Work to do:
Bring together all lines of the material below that contain the string "this".

[Front-end source files]
* * * * * * *

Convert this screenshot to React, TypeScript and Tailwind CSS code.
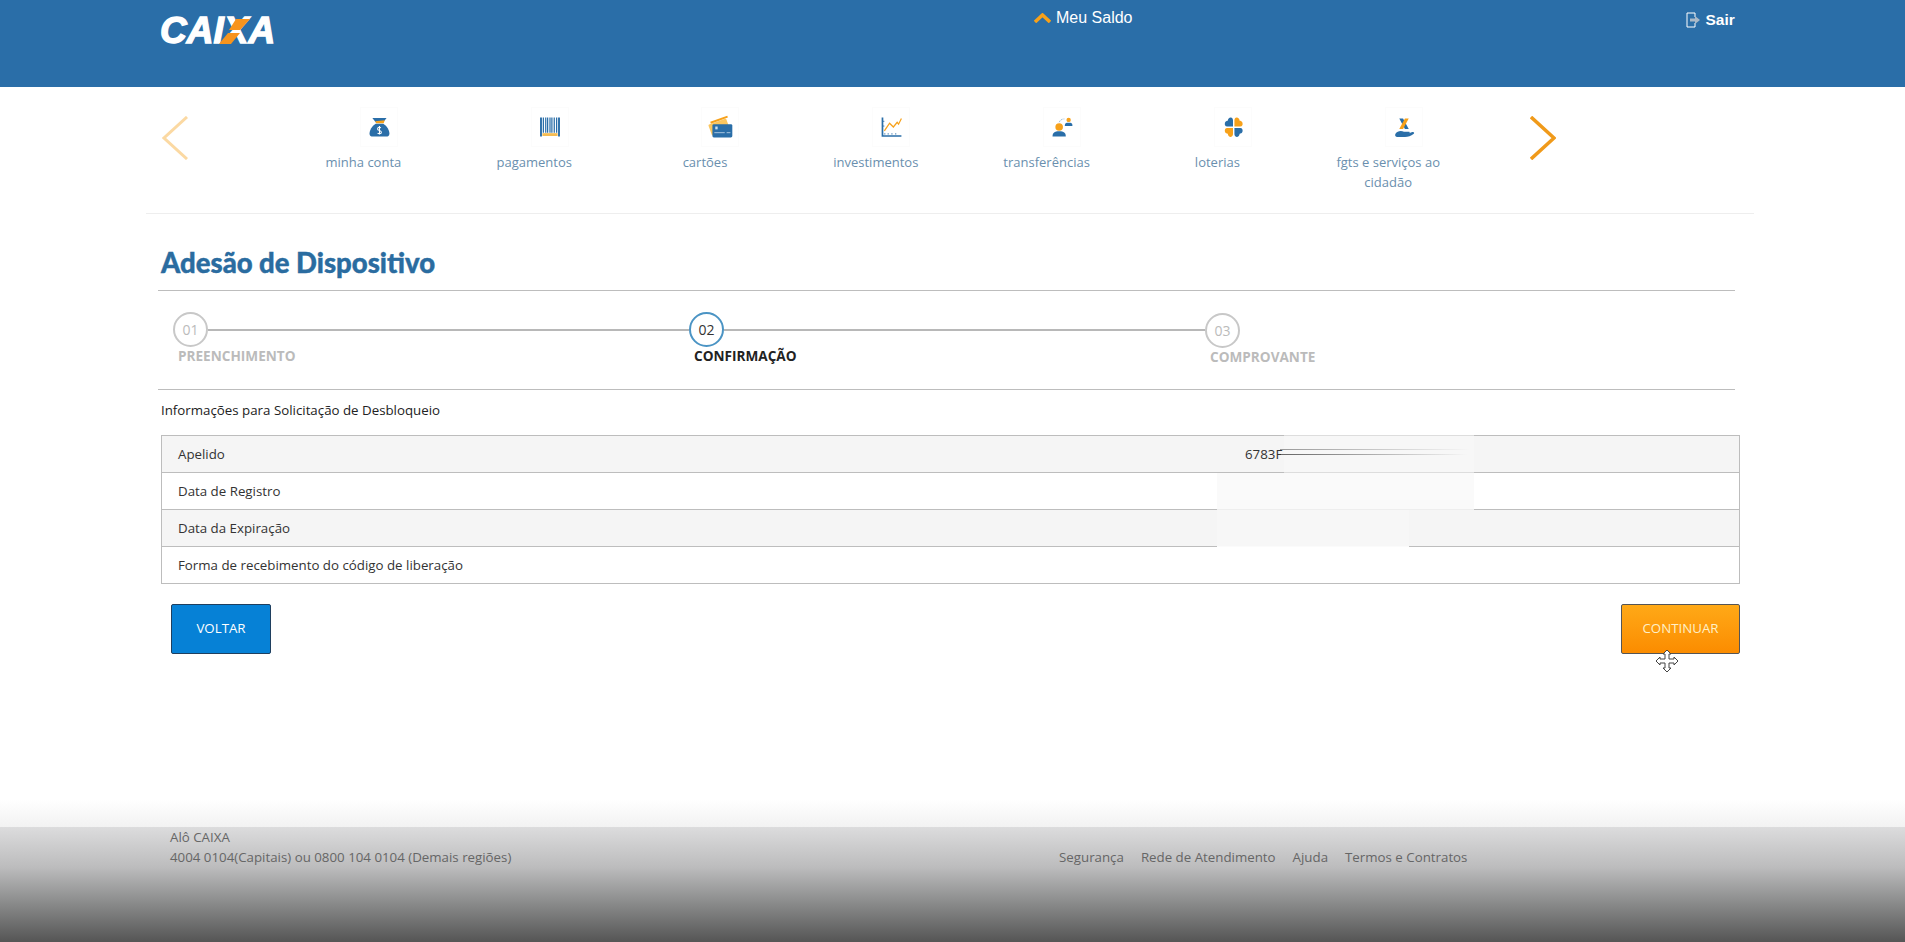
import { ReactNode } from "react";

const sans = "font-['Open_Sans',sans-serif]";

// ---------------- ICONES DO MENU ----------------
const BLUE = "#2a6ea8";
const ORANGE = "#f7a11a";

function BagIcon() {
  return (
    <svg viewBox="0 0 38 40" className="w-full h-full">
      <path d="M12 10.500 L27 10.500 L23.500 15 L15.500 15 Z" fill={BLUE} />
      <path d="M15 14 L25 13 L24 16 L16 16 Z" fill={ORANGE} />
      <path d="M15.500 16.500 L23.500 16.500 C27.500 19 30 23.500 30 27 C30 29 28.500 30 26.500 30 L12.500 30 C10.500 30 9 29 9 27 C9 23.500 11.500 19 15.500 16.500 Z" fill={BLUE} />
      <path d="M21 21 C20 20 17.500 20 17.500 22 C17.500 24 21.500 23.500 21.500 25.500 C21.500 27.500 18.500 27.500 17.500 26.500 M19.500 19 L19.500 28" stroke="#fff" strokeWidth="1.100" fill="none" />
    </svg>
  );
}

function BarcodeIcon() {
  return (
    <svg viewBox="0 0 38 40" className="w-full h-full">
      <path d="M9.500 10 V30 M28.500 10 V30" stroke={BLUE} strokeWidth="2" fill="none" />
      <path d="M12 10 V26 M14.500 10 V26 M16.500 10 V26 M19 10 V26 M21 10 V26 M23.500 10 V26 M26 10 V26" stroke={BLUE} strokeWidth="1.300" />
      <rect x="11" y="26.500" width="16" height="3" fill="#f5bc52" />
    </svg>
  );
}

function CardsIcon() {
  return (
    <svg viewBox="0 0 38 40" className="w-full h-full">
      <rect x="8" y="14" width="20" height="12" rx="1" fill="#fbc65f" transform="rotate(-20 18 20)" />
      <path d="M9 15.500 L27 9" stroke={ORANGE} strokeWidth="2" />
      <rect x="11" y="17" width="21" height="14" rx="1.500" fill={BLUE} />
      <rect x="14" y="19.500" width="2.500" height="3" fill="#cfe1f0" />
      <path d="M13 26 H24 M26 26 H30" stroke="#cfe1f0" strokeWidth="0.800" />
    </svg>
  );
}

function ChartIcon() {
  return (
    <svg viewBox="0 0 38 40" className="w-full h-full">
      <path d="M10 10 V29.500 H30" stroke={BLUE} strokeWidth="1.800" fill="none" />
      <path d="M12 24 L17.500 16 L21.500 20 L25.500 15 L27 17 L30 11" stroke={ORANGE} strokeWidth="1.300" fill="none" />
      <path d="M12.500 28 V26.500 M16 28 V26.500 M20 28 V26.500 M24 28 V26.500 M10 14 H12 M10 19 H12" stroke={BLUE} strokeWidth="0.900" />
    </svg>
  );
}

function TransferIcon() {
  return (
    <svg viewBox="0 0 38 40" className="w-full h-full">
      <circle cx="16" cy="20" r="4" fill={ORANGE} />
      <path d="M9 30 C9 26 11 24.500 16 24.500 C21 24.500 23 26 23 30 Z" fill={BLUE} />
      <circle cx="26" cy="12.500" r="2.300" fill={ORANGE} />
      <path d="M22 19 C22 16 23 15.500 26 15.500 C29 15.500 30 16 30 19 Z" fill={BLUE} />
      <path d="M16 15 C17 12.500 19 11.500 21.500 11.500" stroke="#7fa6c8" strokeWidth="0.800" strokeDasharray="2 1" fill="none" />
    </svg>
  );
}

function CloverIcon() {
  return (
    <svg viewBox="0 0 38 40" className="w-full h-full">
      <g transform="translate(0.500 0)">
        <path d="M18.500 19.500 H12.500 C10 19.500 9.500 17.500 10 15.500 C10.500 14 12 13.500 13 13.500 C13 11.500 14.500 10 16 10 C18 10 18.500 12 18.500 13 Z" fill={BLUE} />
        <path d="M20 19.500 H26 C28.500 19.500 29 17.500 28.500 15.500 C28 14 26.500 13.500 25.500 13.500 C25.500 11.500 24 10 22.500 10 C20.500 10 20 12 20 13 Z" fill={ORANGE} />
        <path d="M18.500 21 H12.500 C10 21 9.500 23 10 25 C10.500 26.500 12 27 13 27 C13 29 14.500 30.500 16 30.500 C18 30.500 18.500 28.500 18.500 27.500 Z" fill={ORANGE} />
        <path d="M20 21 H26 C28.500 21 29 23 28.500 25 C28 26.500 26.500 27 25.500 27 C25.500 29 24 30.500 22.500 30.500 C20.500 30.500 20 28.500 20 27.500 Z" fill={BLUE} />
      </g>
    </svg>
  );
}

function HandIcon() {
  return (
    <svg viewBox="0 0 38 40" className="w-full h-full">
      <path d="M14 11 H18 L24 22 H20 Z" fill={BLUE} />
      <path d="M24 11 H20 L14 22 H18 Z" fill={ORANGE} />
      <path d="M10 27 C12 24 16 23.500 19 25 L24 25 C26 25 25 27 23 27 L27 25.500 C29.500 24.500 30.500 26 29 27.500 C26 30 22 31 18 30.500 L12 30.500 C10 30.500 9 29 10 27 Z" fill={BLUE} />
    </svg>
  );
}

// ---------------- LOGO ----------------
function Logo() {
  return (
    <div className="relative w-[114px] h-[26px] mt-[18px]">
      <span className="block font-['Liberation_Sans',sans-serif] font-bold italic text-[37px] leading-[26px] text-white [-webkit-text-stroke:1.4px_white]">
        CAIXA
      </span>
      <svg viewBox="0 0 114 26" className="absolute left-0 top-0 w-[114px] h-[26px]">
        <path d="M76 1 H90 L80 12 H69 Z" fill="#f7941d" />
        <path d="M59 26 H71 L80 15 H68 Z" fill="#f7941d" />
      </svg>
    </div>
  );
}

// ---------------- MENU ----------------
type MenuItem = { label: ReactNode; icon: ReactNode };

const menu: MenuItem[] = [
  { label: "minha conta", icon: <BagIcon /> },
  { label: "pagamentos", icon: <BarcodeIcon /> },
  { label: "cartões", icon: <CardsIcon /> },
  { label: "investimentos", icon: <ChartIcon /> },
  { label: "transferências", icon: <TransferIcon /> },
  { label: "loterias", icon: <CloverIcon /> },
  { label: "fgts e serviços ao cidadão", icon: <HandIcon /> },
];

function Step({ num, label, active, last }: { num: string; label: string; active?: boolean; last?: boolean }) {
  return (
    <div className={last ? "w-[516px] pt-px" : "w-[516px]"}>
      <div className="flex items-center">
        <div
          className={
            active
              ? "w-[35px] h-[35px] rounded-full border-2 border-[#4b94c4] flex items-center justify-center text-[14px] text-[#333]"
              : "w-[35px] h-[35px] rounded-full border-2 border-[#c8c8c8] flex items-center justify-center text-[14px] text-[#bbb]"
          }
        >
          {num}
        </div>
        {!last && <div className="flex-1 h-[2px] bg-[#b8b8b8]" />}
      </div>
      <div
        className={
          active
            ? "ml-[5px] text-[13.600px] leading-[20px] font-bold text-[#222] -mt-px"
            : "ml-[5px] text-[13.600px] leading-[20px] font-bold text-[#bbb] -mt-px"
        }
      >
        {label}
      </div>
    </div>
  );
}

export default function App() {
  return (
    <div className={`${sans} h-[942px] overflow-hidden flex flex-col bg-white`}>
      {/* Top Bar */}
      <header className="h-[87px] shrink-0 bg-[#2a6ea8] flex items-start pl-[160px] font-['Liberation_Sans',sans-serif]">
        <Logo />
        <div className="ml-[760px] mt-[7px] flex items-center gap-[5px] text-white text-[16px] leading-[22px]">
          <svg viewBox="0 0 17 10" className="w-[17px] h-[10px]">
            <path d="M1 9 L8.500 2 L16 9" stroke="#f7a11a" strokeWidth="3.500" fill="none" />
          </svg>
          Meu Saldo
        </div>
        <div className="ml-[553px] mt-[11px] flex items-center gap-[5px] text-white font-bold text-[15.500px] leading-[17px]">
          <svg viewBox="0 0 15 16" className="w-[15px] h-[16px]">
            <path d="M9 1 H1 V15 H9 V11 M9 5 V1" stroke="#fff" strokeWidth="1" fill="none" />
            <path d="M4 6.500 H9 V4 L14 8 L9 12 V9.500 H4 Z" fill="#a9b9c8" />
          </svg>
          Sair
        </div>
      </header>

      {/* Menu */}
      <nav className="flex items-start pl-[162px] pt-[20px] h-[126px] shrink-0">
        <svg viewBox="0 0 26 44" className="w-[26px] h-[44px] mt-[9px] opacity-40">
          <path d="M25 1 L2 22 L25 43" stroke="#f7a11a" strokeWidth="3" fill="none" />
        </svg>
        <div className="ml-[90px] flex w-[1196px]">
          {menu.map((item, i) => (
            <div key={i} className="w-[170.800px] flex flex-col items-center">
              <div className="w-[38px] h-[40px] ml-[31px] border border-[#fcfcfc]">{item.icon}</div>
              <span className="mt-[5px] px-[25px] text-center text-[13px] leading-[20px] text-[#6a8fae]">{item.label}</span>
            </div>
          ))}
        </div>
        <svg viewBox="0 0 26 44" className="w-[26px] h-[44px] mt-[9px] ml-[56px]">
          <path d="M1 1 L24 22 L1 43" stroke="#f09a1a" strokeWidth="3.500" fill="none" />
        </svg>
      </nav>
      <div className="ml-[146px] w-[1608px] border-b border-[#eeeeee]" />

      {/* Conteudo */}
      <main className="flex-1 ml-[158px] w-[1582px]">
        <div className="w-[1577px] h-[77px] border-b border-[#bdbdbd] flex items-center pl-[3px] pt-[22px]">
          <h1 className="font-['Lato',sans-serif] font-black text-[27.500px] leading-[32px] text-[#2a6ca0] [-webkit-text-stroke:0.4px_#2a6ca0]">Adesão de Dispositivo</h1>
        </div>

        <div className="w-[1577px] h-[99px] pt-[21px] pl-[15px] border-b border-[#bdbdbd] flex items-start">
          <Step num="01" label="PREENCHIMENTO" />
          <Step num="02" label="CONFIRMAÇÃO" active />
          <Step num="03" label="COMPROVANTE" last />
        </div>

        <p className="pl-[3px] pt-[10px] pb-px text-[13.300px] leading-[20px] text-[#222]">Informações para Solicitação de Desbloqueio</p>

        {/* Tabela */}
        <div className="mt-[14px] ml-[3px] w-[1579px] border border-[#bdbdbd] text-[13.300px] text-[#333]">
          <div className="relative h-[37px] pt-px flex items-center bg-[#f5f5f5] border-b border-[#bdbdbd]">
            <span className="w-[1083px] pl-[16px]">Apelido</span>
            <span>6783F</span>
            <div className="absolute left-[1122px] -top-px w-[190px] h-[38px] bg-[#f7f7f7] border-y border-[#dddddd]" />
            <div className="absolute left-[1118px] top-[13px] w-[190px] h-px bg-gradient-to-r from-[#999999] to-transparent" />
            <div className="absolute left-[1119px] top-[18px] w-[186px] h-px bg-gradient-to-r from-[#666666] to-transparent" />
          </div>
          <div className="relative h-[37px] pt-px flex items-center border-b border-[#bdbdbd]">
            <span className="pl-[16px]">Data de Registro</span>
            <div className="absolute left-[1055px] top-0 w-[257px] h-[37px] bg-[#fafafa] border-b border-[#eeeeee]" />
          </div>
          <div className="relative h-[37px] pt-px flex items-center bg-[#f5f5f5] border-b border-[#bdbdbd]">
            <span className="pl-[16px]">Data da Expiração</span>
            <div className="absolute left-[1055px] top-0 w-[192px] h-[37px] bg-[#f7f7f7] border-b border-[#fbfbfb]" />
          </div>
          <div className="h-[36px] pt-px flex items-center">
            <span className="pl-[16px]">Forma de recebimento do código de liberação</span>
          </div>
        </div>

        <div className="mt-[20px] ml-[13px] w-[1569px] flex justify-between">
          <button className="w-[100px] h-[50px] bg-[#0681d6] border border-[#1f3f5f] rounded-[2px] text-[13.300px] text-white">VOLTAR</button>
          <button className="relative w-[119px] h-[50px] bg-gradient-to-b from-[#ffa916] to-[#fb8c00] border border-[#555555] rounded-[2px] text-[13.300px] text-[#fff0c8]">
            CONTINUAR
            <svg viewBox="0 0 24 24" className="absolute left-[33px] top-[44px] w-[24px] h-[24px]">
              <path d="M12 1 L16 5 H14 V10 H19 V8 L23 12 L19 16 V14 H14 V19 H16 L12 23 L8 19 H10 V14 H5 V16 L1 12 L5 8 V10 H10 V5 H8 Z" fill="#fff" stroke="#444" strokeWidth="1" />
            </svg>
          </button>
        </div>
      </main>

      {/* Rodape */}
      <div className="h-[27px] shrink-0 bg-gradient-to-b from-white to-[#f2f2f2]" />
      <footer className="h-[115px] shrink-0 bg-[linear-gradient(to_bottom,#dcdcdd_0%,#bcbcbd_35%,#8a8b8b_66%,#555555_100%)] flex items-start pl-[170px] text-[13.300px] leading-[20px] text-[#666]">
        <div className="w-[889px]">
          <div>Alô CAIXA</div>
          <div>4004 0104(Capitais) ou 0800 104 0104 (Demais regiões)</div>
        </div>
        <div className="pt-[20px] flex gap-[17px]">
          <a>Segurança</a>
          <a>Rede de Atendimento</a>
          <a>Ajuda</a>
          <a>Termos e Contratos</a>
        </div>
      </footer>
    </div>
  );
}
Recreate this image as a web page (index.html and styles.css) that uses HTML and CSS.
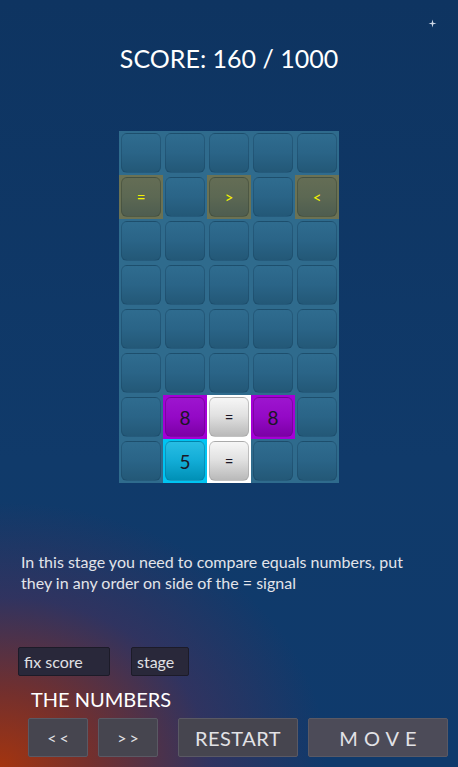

* * * * * * *

Written response:
Convert this screenshot to React, TypeScript and Tailwind CSS code.
Recreate this image as a web page (index.html and styles.css) that uses HTML and CSS.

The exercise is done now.